### Stated goal
Will you write out the data exactly, excluding every picture?

▽

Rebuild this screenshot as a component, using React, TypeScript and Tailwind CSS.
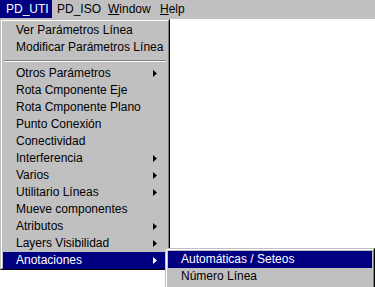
import React from "react";

const font = { fontFamily: '"Liberation Sans", Arial, sans-serif' };

function Arrow({ white }: { white?: boolean }) {
  return (
    <svg width="4" height="7" viewBox="0 0 4 7" className="absolute right-[10px] top-[5px]">
      <path d="M0 0 L4 3.5 L0 7 Z" fill={white ? "#fff" : "#000"} />
    </svg>
  );
}

type Item = { label: string; sub?: boolean; sel?: boolean } | "sep";

const items: Item[] = [
  { label: "Ver Parámetros Línea" },
  { label: "Modificar Parámetros Línea" },
  "sep",
  { label: "Otros Parámetros", sub: true },
  { label: "Rota Cmponente Eje" },
  { label: "Rota Cmponente Plano" },
  { label: "Punto Conexión" },
  { label: "Conectividad" },
  { label: "Interferencia", sub: true },
  { label: "Varios", sub: true },
  { label: "Utilitario Líneas", sub: true },
  { label: "Mueve componentes" },
  { label: "Atributos", sub: true },
  { label: "Layers Visibilidad", sub: true },
  { label: "Anotaciones", sub: true, sel: true },
];

export default function App() {
  return (
    <div className="relative w-[375px] h-[287px] bg-white overflow-hidden text-[12px] leading-[17px] text-black" style={font}>
      <div className="flex h-[19px] bg-[#c0c0c0] items-start">
        <div className="h-[18px] w-[52px] bg-[#000080] text-white pl-[6px] leading-[18px]">PD_UTI</div>
        <div className="h-[18px] pl-[5px] leading-[18px] w-[51px]">PD_ISO</div>
        <div className="h-[18px] pl-[5px] leading-[18px] w-[52px]"><span className="underline">W</span>indow</div>
        <div className="h-[18px] pl-[5px] leading-[18px]"><span className="underline">H</span>elp</div>
      </div>
      <div className="absolute left-0 top-[19px] w-[170px] h-[251px] bg-[#c0c0c0] border border-[#c0c0c0] border-r-black border-b-black">
        <div className="h-full w-full border border-white border-r-[#808080] border-b-[#808080] px-[1px] py-[1px]">
          {items.map((it, i) =>
            it === "sep" ? (
              <div key={i} className="h-[9px] flex flex-col justify-center px-[1px]">
                <div className="h-[1px] bg-[#808080]" />
                <div className="h-[1px] bg-white" />
              </div>
            ) : (
              <div
                key={i}
                className={`relative h-[17px] pl-[13px] ${it.sel ? "bg-[#000080] text-white" : ""}`}
              >
                {it.label}
                {it.sub && <Arrow white={it.sel} />}
              </div>
            )
          )}
        </div>
      </div>
      <div className="absolute left-[165px] top-[248px] w-[210px] h-[41px] bg-[#c0c0c0] border border-[#c0c0c0] border-r-black border-b-black">
        <div className="h-full w-full border border-white border-r-[#808080] border-b-[#808080] px-[1px] py-[1px]">
          <div className="h-[17px] pl-[13px] bg-[#000080] text-white">Automáticas / Seteos</div>
          <div className="h-[17px] pl-[13px]">Número Línea</div>
        </div>
      </div>
    </div>
  );
}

△

### Result for this exercise
Rebuild this screenshot as a component, using React, TypeScript and Tailwind CSS.
import React from "react";

const font = { fontFamily: '"Liberation Sans", Arial, sans-serif' };

function Arrow({ white }: { white?: boolean }) {
  return (
    <svg width="4" height="7" viewBox="0 0 4 7" className="absolute right-[10px] top-[5px]">
      <path d="M0 0 L4 3.5 L0 7 Z" fill={white ? "#fff" : "#000"} />
    </svg>
  );
}

type Item = { label: string; sub?: boolean; sel?: boolean } | "sep";

const items: Item[] = [
  { label: "Ver Parámetros Línea" },
  { label: "Modificar Parámetros Línea" },
  "sep",
  { label: "Otros Parámetros", sub: true },
  { label: "Rota Cmponente Eje" },
  { label: "Rota Cmponente Plano" },
  { label: "Punto Conexión" },
  { label: "Conectividad" },
  { label: "Interferencia", sub: true },
  { label: "Varios", sub: true },
  { label: "Utilitario Líneas", sub: true },
  { label: "Mueve componentes" },
  { label: "Atributos", sub: true },
  { label: "Layers Visibilidad", sub: true },
  { label: "Anotaciones", sub: true, sel: true },
];

export default function App() {
  return (
    <div className="relative w-[375px] h-[287px] bg-white overflow-hidden text-[12px] leading-[17px] text-black" style={font}>
      <div className="flex h-[19px] bg-[#c0c0c0] items-start">
        <div className="h-[18px] w-[52px] bg-[#000080] text-white pl-[6px] leading-[18px]">PD_UTI</div>
        <div className="h-[18px] pl-[5px] leading-[18px] w-[51px]">PD_ISO</div>
        <div className="h-[18px] pl-[5px] leading-[18px] w-[52px]"><span className="underline">W</span>indow</div>
        <div className="h-[18px] pl-[5px] leading-[18px]"><span className="underline">H</span>elp</div>
      </div>
      <div className="absolute left-0 top-[19px] w-[170px] h-[251px] bg-[#c0c0c0] border border-[#c0c0c0] border-r-black border-b-black">
        <div className="h-full w-full border border-white border-r-[#808080] border-b-[#808080] px-[1px] py-[1px]">
          {items.map((it, i) =>
            it === "sep" ? (
              <div key={i} className="h-[9px] flex flex-col justify-center px-[1px]">
                <div className="h-[1px] bg-[#808080]" />
                <div className="h-[1px] bg-white" />
              </div>
            ) : (
              <div
                key={i}
                className={`relative h-[17px] pl-[13px] ${it.sel ? "bg-[#000080] text-white" : ""}`}
              >
                {it.label}
                {it.sub && <Arrow white={it.sel} />}
              </div>
            )
          )}
        </div>
      </div>
      <div className="absolute left-[165px] top-[248px] w-[210px] h-[41px] bg-[#c0c0c0] border border-[#c0c0c0] border-r-black border-b-black">
        <div className="h-full w-full border border-white border-r-[#808080] border-b-[#808080] px-[1px] py-[1px]">
          <div className="h-[17px] pl-[13px] bg-[#000080] text-white">Automáticas / Seteos</div>
          <div className="h-[17px] pl-[13px]">Número Línea</div>
        </div>
      </div>
    </div>
  );
}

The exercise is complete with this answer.